U.S. citizens are advised to exchange currency only with banks, hotels and established money exchange houses. Many foreigners who opt to exchange money on the streets, lured by promises of higher exchange rates, are increasingly becoming victims of currency fraud. There is no legal recourse unless the police are successful in apprehending the person and then there is no guarantee that the money will be recovered. Street vendors usually offer rates very near to bank or cambio rates, so there is little advantage to be gained by changing money outside the formal system.

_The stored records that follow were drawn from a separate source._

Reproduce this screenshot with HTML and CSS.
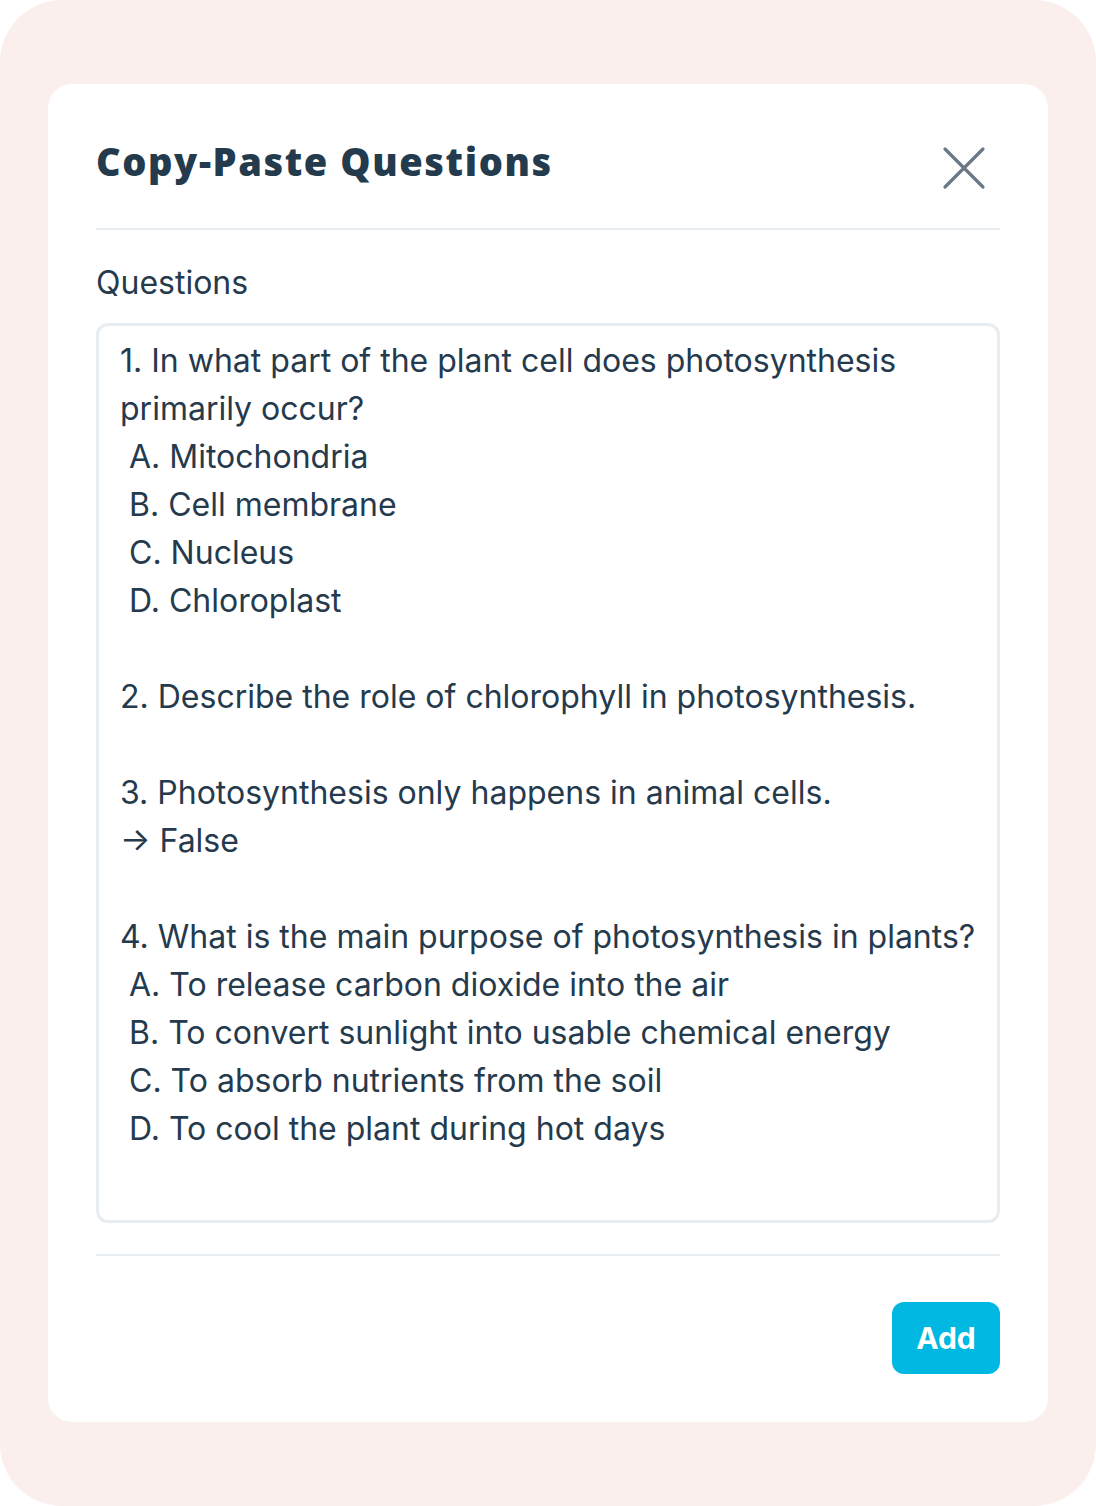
FILE: index.html
```html
<!DOCTYPE html>
<html>
<head>
<meta charset="utf-8">
<link rel="stylesheet" href="styles.css">
</head>
<body>
<div class="backdrop">
  <div class="modal">
    <div class="header">
      <h1 class="title">Copy-Paste Questions</h1>
      <button class="close" aria-label="Close">
        <svg width="44" height="44" viewBox="0 0 44 44"><path d="M3 3L41 41M41 3L3 41" stroke="#6b7886" stroke-width="3.2" stroke-linecap="round" fill="none"/></svg>
      </button>
    </div>
    <div class="body">
      <div class="label">Questions</div>
      <div class="textarea">1. In what part of the plant cell does photosynthesis primarily occur?
 A. Mitochondria
 B. Cell membrane
 C. Nucleus
 D. Chloroplast

2. Describe the role of chlorophyll in photosynthesis.

3. Photosynthesis only happens in animal cells.
→ False

4. What is the main purpose of photosynthesis in plants?
 A. To release carbon dioxide into the air
 B. To convert sunlight into usable chemical energy
 C. To absorb nutrients from the soil
 D. To cool the plant during hot days</div>
    </div>
    <div class="footer">
      <button class="add">Add</button>
    </div>
  </div>
</div>
</body>
</html>
```
FILE: styles.css
```css
html, body { margin: 0; padding: 0; background: #ffffff; }
.backdrop {
  width: 1096px;
  height: 1506px;
  box-sizing: border-box;
  background: #fbefed;
  border-radius: 62px;
  padding: 84px 48px;
}
.modal {
  background: #ffffff;
  border-radius: 24px;
  height: 1338px;
  box-sizing: border-box;
  padding: 0 48px;
  display: flex;
  flex-direction: column;
  font-family: Inter, "Noto Sans", sans-serif;
  color: #253a4d;
}
.header {
  display: flex;
  justify-content: space-between;
  align-items: flex-start;
  padding-top: 51px;
  height: 146px;
  box-sizing: border-box;
  border-bottom: 2px solid #e8edf1;
}
.title {
  margin: 0;
  font-family: "Open Sans", Inter, sans-serif;
  font-weight: 800;
  font-size: 38px;
  line-height: 52px;
  letter-spacing: 1.6px;
  color: #243a4d;
}
.close {
  border: none;
  background: none;
  padding: 0;
  margin-top: 11px;
  margin-right: 14px;
  width: 44px;
  height: 44px;
}
.body { padding-top: 33px; }
.label {
  font-size: 32px;
  line-height: 40px;
  margin-bottom: 20px;
}
.textarea {
  box-sizing: border-box;
  height: 900px;
  border: 3px solid #e8edf1;
  border-radius: 12px;
  padding: 11px 16px 10px 21px;
  font-size: 32px;
  line-height: 48px;
  white-space: pre-wrap;
}
.footer {
  margin-top: 31px;
  border-top: 2px solid #e8edf1;
  padding-top: 46px;
  display: flex;
  justify-content: flex-end;
}
.add {
  width: 108px;
  height: 72px;
  border: none;
  border-radius: 12px;
  background: #00b8e2;
  color: #ffffff;
  font-family: Inter, sans-serif;
  font-weight: 700;
  font-size: 30px;
}
```
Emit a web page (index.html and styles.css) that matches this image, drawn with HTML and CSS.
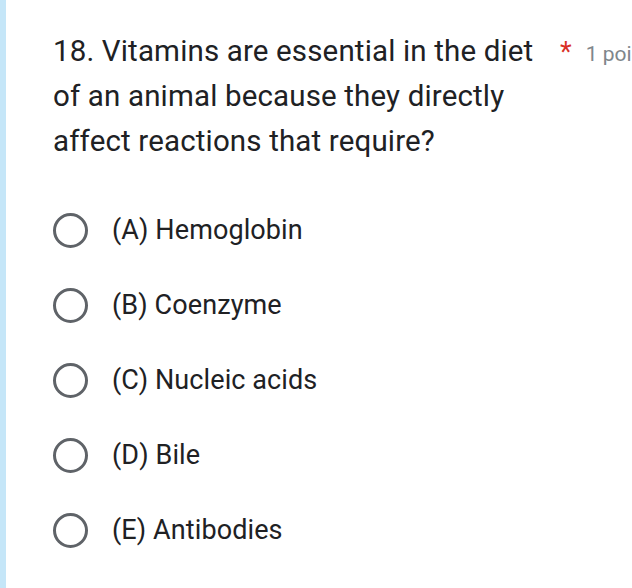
FILE: index.html
```html
<!DOCTYPE html>
<html>
<head>
<meta charset="utf-8">
<link rel="stylesheet" href="styles.css">
</head>
<body>
<div class="page">
  <div class="strip"></div>
  <div class="card">
    <div class="header">
      <div class="title">18. Vitamins are essential in the diet of an animal because they directly affect reactions that require?</div>
      <span class="req">*</span>
      <span class="points">1 point</span>
    </div>
    <div class="options">
      <div class="option"><span class="radio"></span><span class="label">(A) Hemoglobin</span></div>
      <div class="option"><span class="radio"></span><span class="label">(B) Coenzyme</span></div>
      <div class="option"><span class="radio"></span><span class="label">(C) Nucleic acids</span></div>
      <div class="option"><span class="radio"></span><span class="label">(D) Bile</span></div>
      <div class="option"><span class="radio"></span><span class="label">(E) Antibodies</span></div>
    </div>
  </div>
</div>
</body>
</html>
```
FILE: styles.css
```css
html, body {
  margin: 0;
  padding: 0;
  background: #ffffff;
  overflow: hidden;
}
.page {
  display: flex;
  width: 632px;
  height: 588px;
  font-family: Roboto, "Liberation Sans", sans-serif;
  color: #202124;
}
.strip {
  width: 6px;
  flex: none;
  background: #c5e6f8;
}
.card {
  flex: 1;
  padding: 29px 0 0 47px;
  min-width: 0;
  white-space: nowrap;
  overflow: hidden;
}
.header {
  display: flex;
  align-items: baseline;
}
.title {
  width: 495px;
  white-space: normal;
  font-size: 29.5px;
  letter-spacing: 0.15px;
  line-height: 45px;
  flex: none;
}
.req {
  color: #d93025;
  font-size: 27px;
  margin-left: 12px;
}
.points {
  color: #80868b;
  font-size: 21px;
  margin-left: 14px;
}
.options {
  display: flex;
  flex-direction: column;
  gap: 39px;
  margin-top: 48px;
}
.option {
  display: flex;
  align-items: center;
  height: 36px;
}
.radio {
  width: 29px;
  height: 29px;
  border: 3.5px solid #5f6368;
  border-radius: 50%;
  flex: none;
}
.label {
  font-size: 27px;
  letter-spacing: 0.1px;
  margin-left: 24px;
}
```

Drug Penalties: U.S. citizens are subject to the laws of the country in which they are traveling. Criminal penalties for possession, use, and dealing in illegal drugs are strict, even for small amounts. If convicted by the Guyana courts, offenders can expect lengthy jail sentences and high fines.

Traffic Safety/Road Conditions: Road conditions throughout the country are poor. Mini-bus drivers, who provide private transportation, generally do not adhere to traffic rules and regulations.

Civil Aviation Oversight: As a result of its January 1994 assessment, the U.S. Federal Aviation Administration (FAA) has found the government of Guyana's civil aviation authority to be in compliance with international aviation safety standards for oversight of Guyana's air carrier operations. For further information, travelers may contact the U.S. Department of Transportation within the United States at telephone 1-(800)-322-7873 or visit the FAA's home page

Embassy Location/Registration: U.S. citizens are encouraged to register with the Consular Section of the U.S. Embassy, located at 99-100 Duke Street, Kingston, Georgetown, telephone 02-54900 through 09. Office hours are 7:00 a.m. - 3:30 p.m., Monday - Friday. For emergencies, after hours, on weekends and holidays, U.S. citizens may call the U.S. Embassy duty officer at 02-62614, 02-68298, or 02-77868 and leave a message for pager number 5682. Updated information on travel and security conditions within Guyana may be obtained upon request or when registering at the U.S. Embassy.